Yahoo revealed on Wednesday that a breach of its computer systems in 2013 affected more than 1 billion users’ data, including names, email addresses and telephone numbers.

Yahoo is notifying potentially affected users and said it had taken steps to secure their accounts, including requiring them to change their passwords.

It also invalidated unencrypted security questions and answers because they were stolen as well and can no longer be used to access an account.

Credit card data and bank account information are not believed to be affected. The company said they were not stored in the system that Yahoo believes was affected by the theft.

The company said it found out about the attack last month after law enforcement officials provided it with data files that a third party claimed was Yahoo user data.

“Based on further analysis of this data by the forensic experts, we believe an unauthorised third party, in August 2013, stole data associated with more than one billion user accounts,” the statement said. “Yahoo has not been able to identify the intrusion associated with this theft.”

The attack is separate from one disclosed in September involving data on 500 million Yahoo users. That attack occurred in 2014. Yahoo said in September it believed that it was carried out by “a state-sponsored actor.” It said Wednesday that some of the activity it has uncovered in the investigation of the 2013 theft is connected to the same state-sponsored actor.

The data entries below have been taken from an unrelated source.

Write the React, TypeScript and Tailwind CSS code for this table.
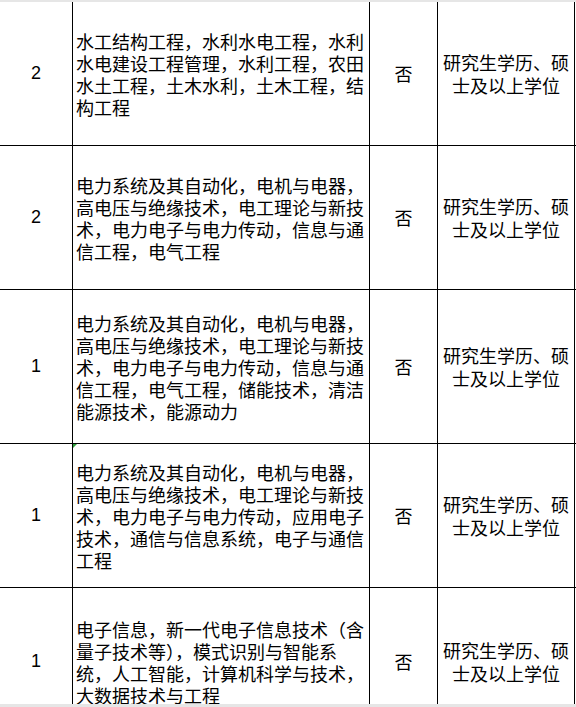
const CJK = '"Noto Sans CJK SC", "Noto Sans", sans-serif';

interface RowItem {
  count: string;
  majors: string[];
  height: string;
  mark?: boolean;
}

const ROWS: RowItem[] = [
  {
    count: '2',
    height: 'h-[144px]',
    majors: [
      '水工结构工程，水利水电工程，水利',
      '水电建设工程管理，水利工程，农田',
      '水土工程，土木水利，土木工程，结',
      '构工程',
    ],
  },
  {
    count: '2',
    height: 'h-[144px]',
    majors: [
      '电力系统及其自动化，电机与电器，',
      '高电压与绝缘技术，电工理论与新技',
      '术，电力电子与电力传动，信息与通',
      '信工程，电气工程',
    ],
  },
  {
    count: '1',
    height: 'h-[154px]',
    majors: [
      '电力系统及其自动化，电机与电器，',
      '高电压与绝缘技术，电工理论与新技',
      '术，电力电子与电力传动，信息与通',
      '信工程，电气工程，储能技术，清洁',
      '能源技术，能源动力',
    ],
  },
  {
    count: '1',
    height: 'h-[144px]',
    mark: true,
    majors: [
      '电力系统及其自动化，电机与电器，',
      '高电压与绝缘技术，电工理论与新技',
      '术，电力电子与电力传动，应用电子',
      '技术，通信与信息系统，电子与通信',
      '工程',
    ],
  },
  {
    count: '1',
    height: 'h-[148px]',
    majors: [
      '电子信息，新一代电子信息技术（含',
      '量子技术等），模式识别与智能系',
      '统，人工智能，计算机科学与技术，',
      '大数据技术与工程',
    ],
  },
];

export default function App() {
  return (
    <div className="flex h-[707px] w-[576px] flex-col overflow-hidden bg-white text-black">
      <div className="h-[2px] shrink-0 bg-[#e6e6e6]" />
      <div className="flex-1 overflow-hidden">
        {ROWS.map((row, i) => (
          <div
            key={i}
            className={`grid ${row.height} grid-cols-[73px_297px_68px_137px] border-b border-black`}
          >
            <div
              className="flex items-center justify-center border-r border-black text-[18px]"
              style={{ fontFamily: '"Liberation Sans", Arial, sans-serif' }}
            >
              {row.count}
            </div>
            <div
              className="relative flex flex-col justify-center border-r border-black pl-[3px] text-[18px] leading-[22px]"
              style={{ fontFamily: CJK }}
            >
              {row.mark && (
                <span className="absolute left-0 top-0 h-0 w-0 border-r-[4px] border-t-[4px] border-r-transparent border-t-[#2e9e3a]" />
              )}
              {row.majors.map((line) => (
                <span key={line} className="block whitespace-nowrap">
                  {line}
                </span>
              ))}
            </div>
            <div
              className="flex items-center justify-center border-r border-black text-[18px]"
              style={{ fontFamily: CJK }}
            >
              否
            </div>
            <div
              className="flex flex-col items-center justify-center border-r border-black text-[18px] leading-[23px]"
              style={{ fontFamily: CJK }}
            >
              <span className="whitespace-nowrap">研究生学历、硕</span>
              <span className="whitespace-nowrap">士及以上学位</span>
            </div>
          </div>
        ))}
      </div>
      <div className="h-[3px] shrink-0 bg-[#e6e6e6]" />
    </div>
  );
}
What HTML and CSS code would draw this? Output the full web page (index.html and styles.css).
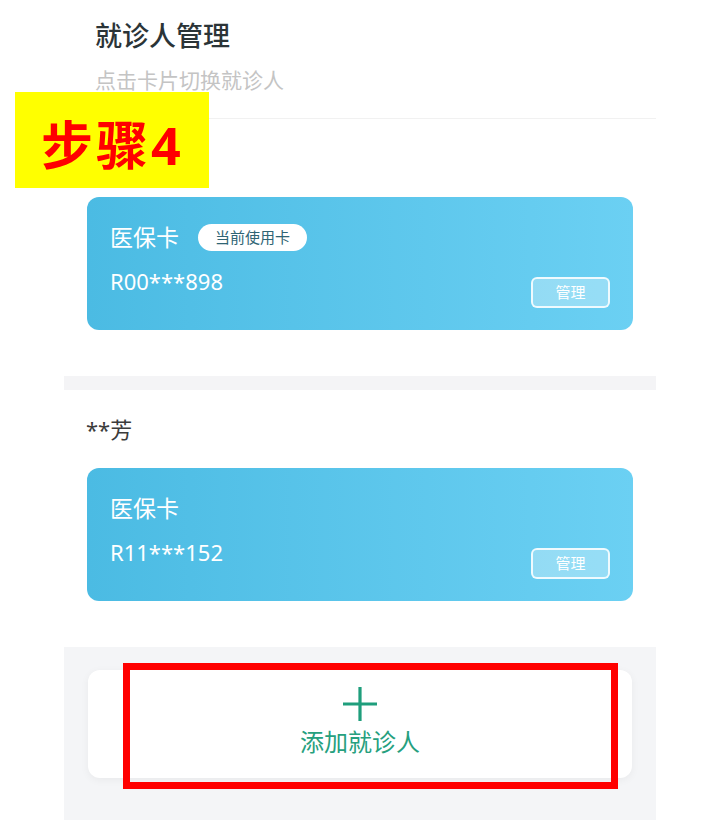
FILE: index.html
```html
<!DOCTYPE html>
<html lang="zh-CN">
<head>
  <meta charset="UTF-8">
  <meta name="viewport" content="width=device-width, initial-scale=1.0">
  <title>就诊人管理</title>
  <link rel="stylesheet" href="styles.css">
</head>
<body>

  <div class="page">
    <!-- 标题 -->
    <div class="header">
      <div class="title">就诊人管理</div>
      <div class="subtitle">点击卡片切换就诊人</div>
    </div>

    <!-- 就诊人 1（姓名被步骤标记遮住） -->
    <div class="patient">
      <div class="patient-name"></div>
      <div class="card">
        <div class="card-head">
          <span class="card-type">医保卡</span>
          <span class="badge">当前使用卡</span>
        </div>
        <div class="card-foot">
          <span class="card-no">R00***898</span>
          <span class="manage-btn">管理</span>
        </div>
      </div>
    </div>

    <div class="gap"></div>

    <!-- 就诊人 2 -->
    <div class="patient">
      <div class="patient-name">**芳</div>
      <div class="card">
        <div class="card-head">
          <span class="card-type">医保卡</span>
        </div>
        <div class="card-foot">
          <span class="card-no">R11***152</span>
          <span class="manage-btn">管理</span>
        </div>
      </div>
    </div>

    <!-- 添加 -->
    <div class="add-area">
      <div class="add-card">
        <svg class="plus" width="34" height="34" viewBox="0 0 34 34">
          <path d="M17 0V34M0 17H34" stroke="#1f9e7c" stroke-width="3.2" fill="none"/>
        </svg>
        <div class="add-text">添加就诊人</div>
      </div>
      <div class="highlight"></div>
    </div>
  </div>

  <div class="step-tag">步骤4</div>

</body>
</html>
```

FILE: styles.css
```css
* { margin:0; padding:0; box-sizing:border-box; }
body { font-family: "Noto Sans", "Noto Sans CJK SC", sans-serif; background:#fff; height:820px; overflow:hidden; position:relative; }

.page { width:592px; margin-left:64px; }

/* 标题 */
.header { margin-left:31px; padding:18px 0 24px; border-bottom:1px solid #f1f1f1; }
.title { font-size:27px; line-height:36px; font-weight:500; color:#2b3437; }
.subtitle { font-size:21px; line-height:28px; margin-top:12px; color:#c4c4c4; }

/* 就诊人 */
.patient { padding:24px 23px 46px; }
.patient:last-of-type { padding-bottom:47px; }
.patient-name { height:30px; font-size:22px; line-height:30px; color:#3c3c3c; margin-left:-1px; }
.card { margin-top:24px; height:133px; padding:24px 23px 22px; border-radius:12px; background:linear-gradient(90deg, #4bbbe3, #6bd0f3); color:#fff; }
.card-head { display:flex; align-items:center; gap:19px; height:32px; }
.card-type { font-size:23px; line-height:32px; }
.badge { height:27px; padding:0 17px; border-radius:14px; background:#fff; color:#2f6474; font-size:15px; line-height:27px; }
.card-foot { display:flex; justify-content:space-between; align-items:flex-start; margin-top:13px; }
.card-no { font-size:22px; line-height:30px; }
.manage-btn { margin-top:11px; width:79px; height:31px; border:2px solid rgba(255,255,255,0.85); border-radius:6px; background:rgba(255,255,255,0.3); font-size:15px; line-height:27px; text-align:center; }

.gap { height:14px; background:#f4f4f6; }

/* 添加就诊人 */
.add-area { position:relative; background:#f4f5f7; padding:23px 24px 60px; }
.add-card { height:108px; border-radius:12px; background:#fff; box-shadow:0 2px 8px rgba(0,0,0,0.05); display:flex; flex-direction:column; align-items:center; padding-top:17px; }
.plus { display:block; }
.add-text { margin-top:5px; font-size:24px; line-height:32px; color:#26a07e; }
.highlight { position:absolute; left:59px; top:16px; width:495px; height:126px; border:7px solid #ff0000; }

/* 步骤标记 */
.step-tag { position:absolute; left:15px; top:92px; width:194px; height:96px; background:#ffff00; color:#ff0000; font-size:52px; font-weight:700; line-height:106px; letter-spacing:3px; padding-left:26px; overflow:hidden; }
```
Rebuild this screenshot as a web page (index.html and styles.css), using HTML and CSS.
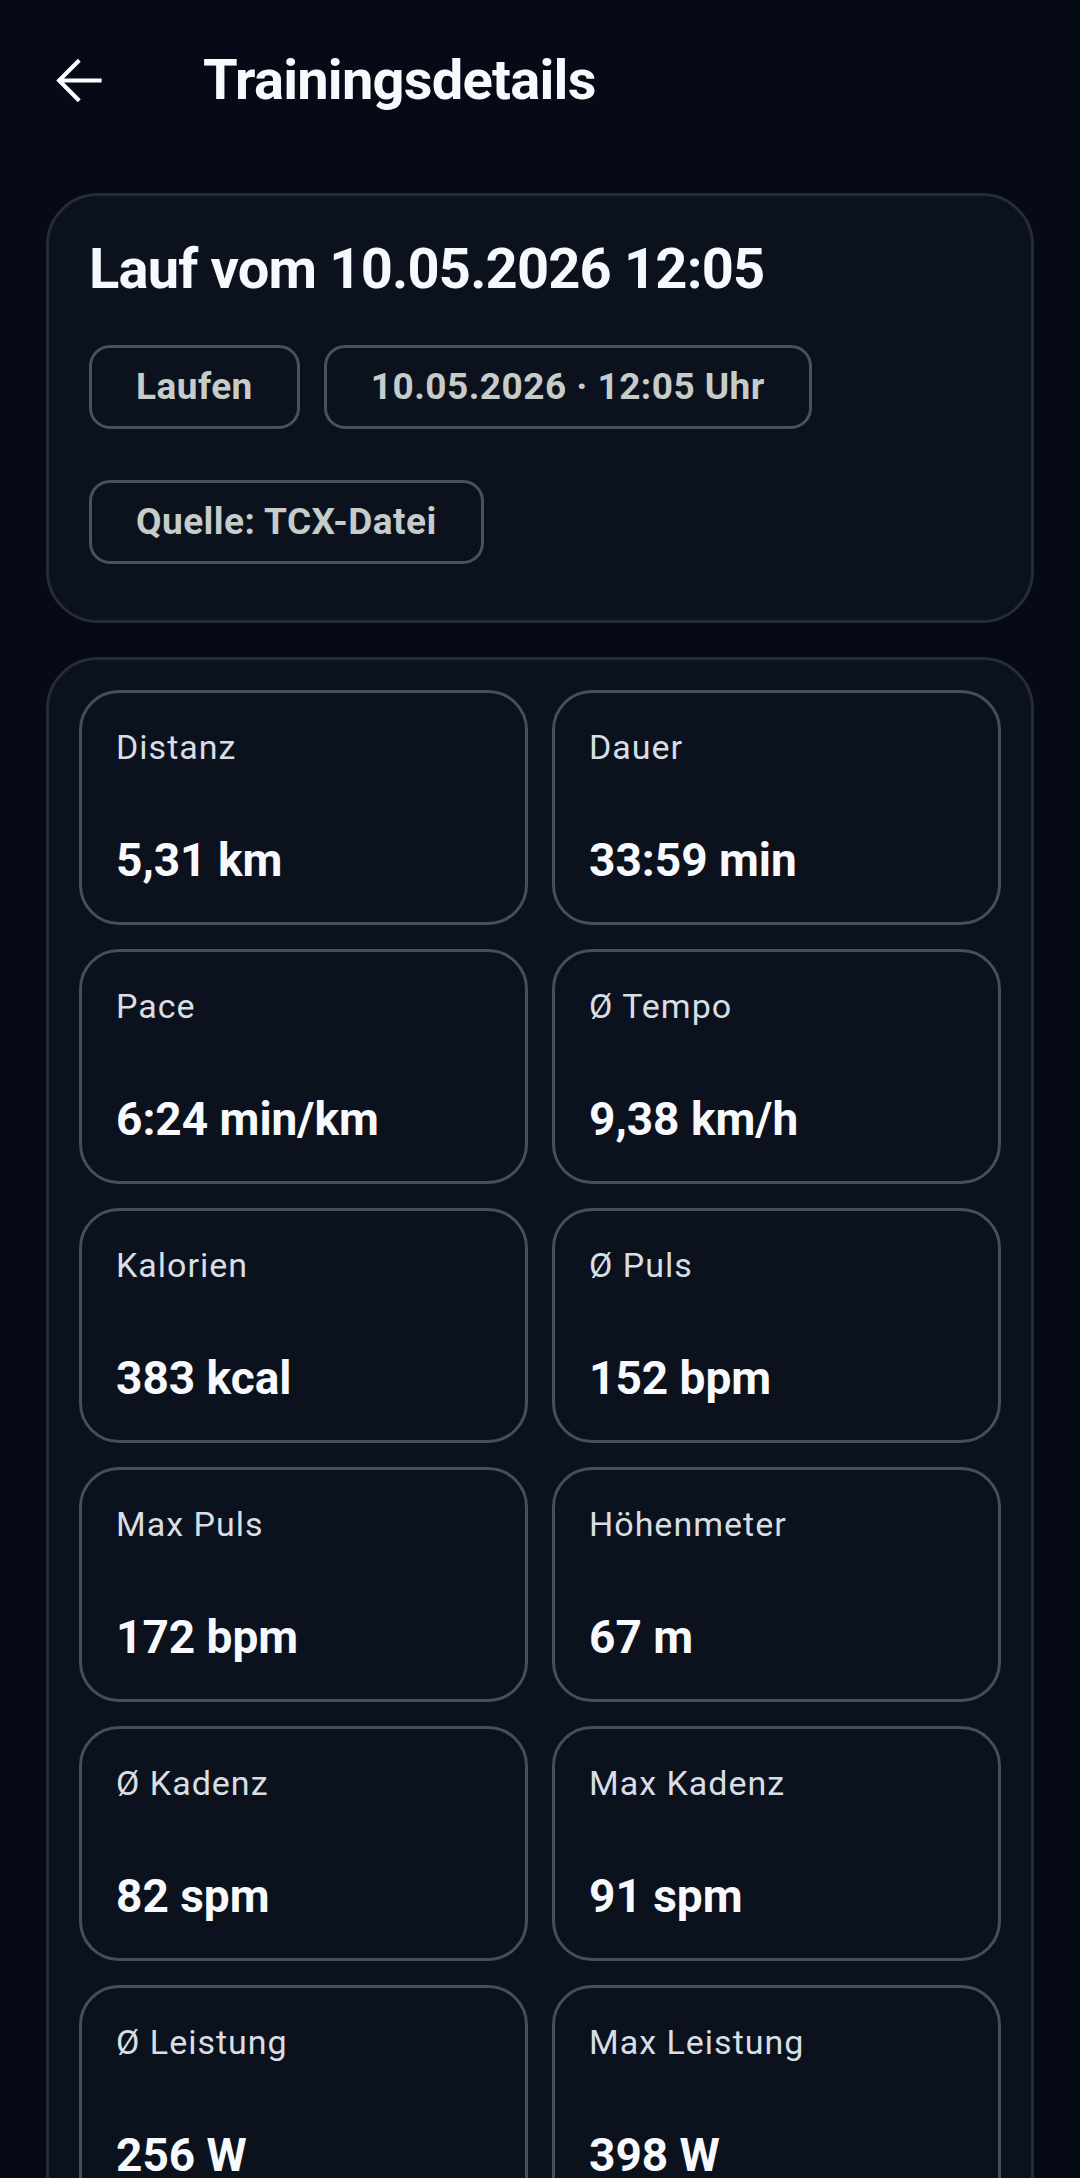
FILE: index.html
```html
<!DOCTYPE html>
<html lang="de">
<head>
  <meta charset="UTF-8" />
  <meta name="viewport" content="width=device-width, initial-scale=1.0"/>
  <title>Trainingsdetails</title>
  <link rel="stylesheet" href="styles.css">
</head>
<body>

  <header class="topbar">
    <button class="back" aria-label="Zurück">
      <svg viewBox="0 0 24 24" width="63" height="63">
        <path d="M20.8 12H4.6M12.3 4.3L4.6 12l7.7 7.7" fill="none" stroke="#ffffff" stroke-width="1.55"/>
      </svg>
    </button>
    <h1>Trainingsdetails</h1>
  </header>

  <main>
    <section class="card summary">
      <h2>Lauf vom 10.05.2026 12:05</h2>
      <div class="chips">
        <span class="chip">Laufen</span>
        <span class="chip">10.05.2026 · 12:05 Uhr</span>
        <span class="chip">Quelle: TCX-Datei</span>
      </div>
    </section>

    <section class="card stats">
      <div class="stat"><span class="label">Distanz</span><span class="value">5,31 km</span></div>
      <div class="stat"><span class="label">Dauer</span><span class="value">33:59 min</span></div>
      <div class="stat"><span class="label">Pace</span><span class="value">6:24 min/km</span></div>
      <div class="stat"><span class="label">Ø Tempo</span><span class="value">9,38 km/h</span></div>
      <div class="stat"><span class="label">Kalorien</span><span class="value">383 kcal</span></div>
      <div class="stat"><span class="label">Ø Puls</span><span class="value">152 bpm</span></div>
      <div class="stat"><span class="label">Max Puls</span><span class="value">172 bpm</span></div>
      <div class="stat"><span class="label">Höhenmeter</span><span class="value">67 m</span></div>
      <div class="stat"><span class="label">Ø Kadenz</span><span class="value">82 spm</span></div>
      <div class="stat"><span class="label">Max Kadenz</span><span class="value">91 spm</span></div>
      <div class="stat"><span class="label">Ø Leistung</span><span class="value">256 W</span></div>
      <div class="stat"><span class="label">Max Leistung</span><span class="value">398 W</span></div>
    </section>
  </main>

</body>
</html>
```

FILE: styles.css
```css
body {
  font-family: Roboto, "Noto Sans", sans-serif;
  background: #060a16;
  color: #f5f8fc;
  margin: 0;
  padding: 0;
}

.topbar {
  display: flex;
  align-items: center;
  height: 160px;
  padding-left: 47px;
}

.back {
  display: flex;
  width: 63px;
  height: 63px;
  padding: 0;
  border: 0;
  background: none;
  margin-right: 93px;
}

.topbar h1 {
  margin: 0;
  font-size: 56px;
  line-height: 66px;
  font-weight: 700;
  letter-spacing: -0.75px;
  color: #f7f9fc;
}

main {
  padding: 33px 46px 0;
}

.card {
  background: #0b121d;
  border: 3px solid #252c36;
  border-radius: 52px;
}

.summary {
  padding: 40px 40px 56px;
  margin-bottom: 34px;
}

.summary h2 {
  margin: 0 0 43px;
  font-size: 56px;
  line-height: 66px;
  font-weight: 700;
  letter-spacing: -0.8px;
}

.chips {
  display: flex;
  flex-wrap: wrap;
  column-gap: 24px;
  row-gap: 51px;
}

.chip {
  border: 3px solid #4a5157;
  border-radius: 21px;
  padding: 18px 44px;
  font-size: 37px;
  line-height: 42px;
  font-weight: 700;
  letter-spacing: 0.45px;
  color: #c5ccca;
}

.stats {
  display: grid;
  grid-template-columns: 1fr 1fr;
  gap: 24px;
  padding: 30px;
}

.stat {
  display: flex;
  flex-direction: column;
  gap: 66px;
  border: 3px solid #474e57;
  border-radius: 40px;
  padding: 34px 34px 35px;
}

.label {
  font-size: 34px;
  line-height: 40px;
  letter-spacing: 1px;
  color: #d8dee4;
}

.value {
  font-size: 46px;
  line-height: 54px;
  font-weight: 700;
  color: #f7f9fc;
}
```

Information obtained in the 2014 hack may have included names, email addresses, telephone numbers, dates of birth, encrypted passwords and possibly security questions and answers, the company said in September.

Yahoo is on the brink of a sale to US telecommunication company Verizon for 4.8 billion dollars.

Verizon said after the data theft reported in September, which has been described as the largest in history, that it was investigating whether that would alter the terms of the deal.